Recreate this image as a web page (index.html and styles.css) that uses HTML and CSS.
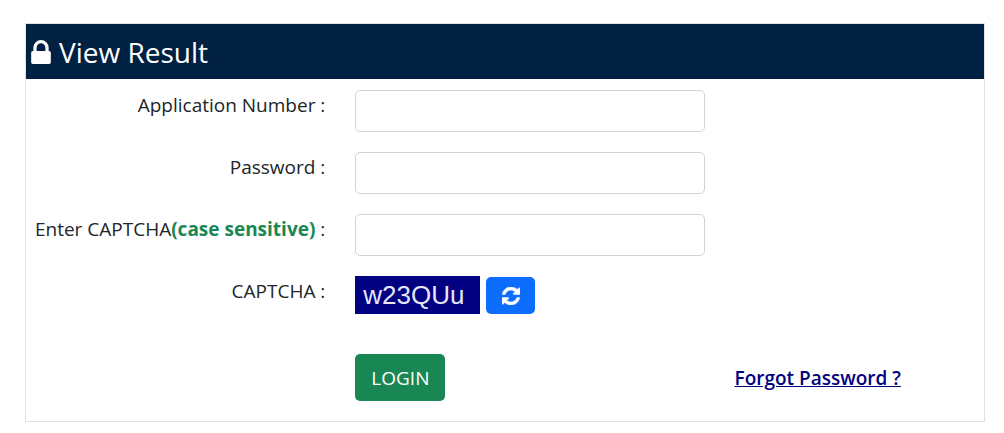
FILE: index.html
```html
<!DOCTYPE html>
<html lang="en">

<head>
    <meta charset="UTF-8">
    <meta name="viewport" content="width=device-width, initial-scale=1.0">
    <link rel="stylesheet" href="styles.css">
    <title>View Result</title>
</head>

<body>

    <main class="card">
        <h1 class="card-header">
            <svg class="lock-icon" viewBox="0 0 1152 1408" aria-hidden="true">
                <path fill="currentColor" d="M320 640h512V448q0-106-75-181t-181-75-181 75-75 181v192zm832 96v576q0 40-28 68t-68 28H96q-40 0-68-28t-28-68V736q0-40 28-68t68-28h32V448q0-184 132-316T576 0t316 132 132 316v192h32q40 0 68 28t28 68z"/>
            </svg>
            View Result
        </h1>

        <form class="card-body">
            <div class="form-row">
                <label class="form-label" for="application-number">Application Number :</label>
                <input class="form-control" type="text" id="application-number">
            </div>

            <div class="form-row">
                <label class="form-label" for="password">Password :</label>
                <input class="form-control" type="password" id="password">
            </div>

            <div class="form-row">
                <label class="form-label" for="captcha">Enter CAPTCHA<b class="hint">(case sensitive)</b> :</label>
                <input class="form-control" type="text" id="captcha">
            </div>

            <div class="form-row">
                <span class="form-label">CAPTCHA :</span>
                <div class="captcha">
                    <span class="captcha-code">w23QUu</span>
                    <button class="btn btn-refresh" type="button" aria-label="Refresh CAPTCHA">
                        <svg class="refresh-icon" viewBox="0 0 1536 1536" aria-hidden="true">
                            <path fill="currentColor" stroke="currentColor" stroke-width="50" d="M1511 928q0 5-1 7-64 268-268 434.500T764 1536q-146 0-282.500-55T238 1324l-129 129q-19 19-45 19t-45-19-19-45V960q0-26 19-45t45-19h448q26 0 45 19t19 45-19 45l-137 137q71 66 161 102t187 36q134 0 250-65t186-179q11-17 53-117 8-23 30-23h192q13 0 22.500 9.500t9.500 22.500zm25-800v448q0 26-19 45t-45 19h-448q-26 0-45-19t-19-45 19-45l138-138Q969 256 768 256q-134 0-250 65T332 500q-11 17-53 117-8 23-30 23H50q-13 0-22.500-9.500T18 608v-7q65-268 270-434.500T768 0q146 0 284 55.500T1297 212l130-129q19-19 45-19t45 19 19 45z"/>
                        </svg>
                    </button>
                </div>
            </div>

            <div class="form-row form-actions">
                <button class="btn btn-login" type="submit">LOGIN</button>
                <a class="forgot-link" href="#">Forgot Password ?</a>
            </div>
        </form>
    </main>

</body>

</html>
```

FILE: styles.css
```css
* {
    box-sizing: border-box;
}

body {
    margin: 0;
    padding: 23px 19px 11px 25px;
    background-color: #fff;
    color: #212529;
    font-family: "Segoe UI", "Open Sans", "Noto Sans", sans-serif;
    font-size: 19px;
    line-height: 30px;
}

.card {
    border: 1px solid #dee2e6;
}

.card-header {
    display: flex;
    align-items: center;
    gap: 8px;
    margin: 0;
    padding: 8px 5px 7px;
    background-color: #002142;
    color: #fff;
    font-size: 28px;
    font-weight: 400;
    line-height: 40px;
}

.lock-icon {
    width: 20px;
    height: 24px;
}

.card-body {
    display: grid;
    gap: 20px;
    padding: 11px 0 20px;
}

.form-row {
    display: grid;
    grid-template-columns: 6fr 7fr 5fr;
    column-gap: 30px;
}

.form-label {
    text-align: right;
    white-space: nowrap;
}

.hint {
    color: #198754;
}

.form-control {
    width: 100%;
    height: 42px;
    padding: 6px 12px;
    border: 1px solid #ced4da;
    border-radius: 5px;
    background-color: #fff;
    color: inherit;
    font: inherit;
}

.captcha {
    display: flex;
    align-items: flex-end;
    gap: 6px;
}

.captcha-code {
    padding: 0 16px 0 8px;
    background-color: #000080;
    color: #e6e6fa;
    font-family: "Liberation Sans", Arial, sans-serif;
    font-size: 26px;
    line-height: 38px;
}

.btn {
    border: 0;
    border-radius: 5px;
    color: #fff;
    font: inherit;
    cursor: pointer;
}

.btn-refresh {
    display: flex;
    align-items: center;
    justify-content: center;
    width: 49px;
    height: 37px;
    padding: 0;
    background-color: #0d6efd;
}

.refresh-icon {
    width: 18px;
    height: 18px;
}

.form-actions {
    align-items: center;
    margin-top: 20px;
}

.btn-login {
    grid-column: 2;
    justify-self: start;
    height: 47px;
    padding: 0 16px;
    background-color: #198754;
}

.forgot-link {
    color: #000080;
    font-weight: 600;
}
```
=-=-=
--- DIRECTIONS ---
Repeat the data above exactly, but not the pictures.

--- WORKED SOLUTION ---
Recreate this image as a web page (index.html and styles.css) that uses HTML and CSS.
FILE: index.html
```html
<!DOCTYPE html>
<html lang="en">

<head>
    <meta charset="UTF-8">
    <meta name="viewport" content="width=device-width, initial-scale=1.0">
    <link rel="stylesheet" href="styles.css">
    <title>View Result</title>
</head>

<body>

    <main class="card">
        <h1 class="card-header">
            <svg class="lock-icon" viewBox="0 0 1152 1408" aria-hidden="true">
                <path fill="currentColor" d="M320 640h512V448q0-106-75-181t-181-75-181 75-75 181v192zm832 96v576q0 40-28 68t-68 28H96q-40 0-68-28t-28-68V736q0-40 28-68t68-28h32V448q0-184 132-316T576 0t316 132 132 316v192h32q40 0 68 28t28 68z"/>
            </svg>
            View Result
        </h1>

        <form class="card-body">
            <div class="form-row">
                <label class="form-label" for="application-number">Application Number :</label>
                <input class="form-control" type="text" id="application-number">
            </div>

            <div class="form-row">
                <label class="form-label" for="password">Password :</label>
                <input class="form-control" type="password" id="password">
            </div>

            <div class="form-row">
                <label class="form-label" for="captcha">Enter CAPTCHA<b class="hint">(case sensitive)</b> :</label>
                <input class="form-control" type="text" id="captcha">
            </div>

            <div class="form-row">
                <span class="form-label">CAPTCHA :</span>
                <div class="captcha">
                    <span class="captcha-code">w23QUu</span>
                    <button class="btn btn-refresh" type="button" aria-label="Refresh CAPTCHA">
                        <svg class="refresh-icon" viewBox="0 0 1536 1536" aria-hidden="true">
                            <path fill="currentColor" stroke="currentColor" stroke-width="50" d="M1511 928q0 5-1 7-64 268-268 434.500T764 1536q-146 0-282.500-55T238 1324l-129 129q-19 19-45 19t-45-19-19-45V960q0-26 19-45t45-19h448q26 0 45 19t19 45-19 45l-137 137q71 66 161 102t187 36q134 0 250-65t186-179q11-17 53-117 8-23 30-23h192q13 0 22.500 9.500t9.500 22.500zm25-800v448q0 26-19 45t-45 19h-448q-26 0-45-19t-19-45 19-45l138-138Q969 256 768 256q-134 0-250 65T332 500q-11 17-53 117-8 23-30 23H50q-13 0-22.500-9.500T18 608v-7q65-268 270-434.500T768 0q146 0 284 55.500T1297 212l130-129q19-19 45-19t45 19 19 45z"/>
                        </svg>
                    </button>
                </div>
            </div>

            <div class="form-row form-actions">
                <button class="btn btn-login" type="submit">LOGIN</button>
                <a class="forgot-link" href="#">Forgot Password ?</a>
            </div>
        </form>
    </main>

</body>

</html>
```

FILE: styles.css
```css
* {
    box-sizing: border-box;
}

body {
    margin: 0;
    padding: 23px 19px 11px 25px;
    background-color: #fff;
    color: #212529;
    font-family: "Segoe UI", "Open Sans", "Noto Sans", sans-serif;
    font-size: 19px;
    line-height: 30px;
}

.card {
    border: 1px solid #dee2e6;
}

.card-header {
    display: flex;
    align-items: center;
    gap: 8px;
    margin: 0;
    padding: 8px 5px 7px;
    background-color: #002142;
    color: #fff;
    font-size: 28px;
    font-weight: 400;
    line-height: 40px;
}

.lock-icon {
    width: 20px;
    height: 24px;
}

.card-body {
    display: grid;
    gap: 20px;
    padding: 11px 0 20px;
}

.form-row {
    display: grid;
    grid-template-columns: 6fr 7fr 5fr;
    column-gap: 30px;
}

.form-label {
    text-align: right;
    white-space: nowrap;
}

.hint {
    color: #198754;
}

.form-control {
    width: 100%;
    height: 42px;
    padding: 6px 12px;
    border: 1px solid #ced4da;
    border-radius: 5px;
    background-color: #fff;
    color: inherit;
    font: inherit;
}

.captcha {
    display: flex;
    align-items: flex-end;
    gap: 6px;
}

.captcha-code {
    padding: 0 16px 0 8px;
    background-color: #000080;
    color: #e6e6fa;
    font-family: "Liberation Sans", Arial, sans-serif;
    font-size: 26px;
    line-height: 38px;
}

.btn {
    border: 0;
    border-radius: 5px;
    color: #fff;
    font: inherit;
    cursor: pointer;
}

.btn-refresh {
    display: flex;
    align-items: center;
    justify-content: center;
    width: 49px;
    height: 37px;
    padding: 0;
    background-color: #0d6efd;
}

.refresh-icon {
    width: 18px;
    height: 18px;
}

.form-actions {
    align-items: center;
    margin-top: 20px;
}

.btn-login {
    grid-column: 2;
    justify-self: start;
    height: 47px;
    padding: 0 16px;
    background-color: #198754;
}

.forgot-link {
    color: #000080;
    font-weight: 600;
}
```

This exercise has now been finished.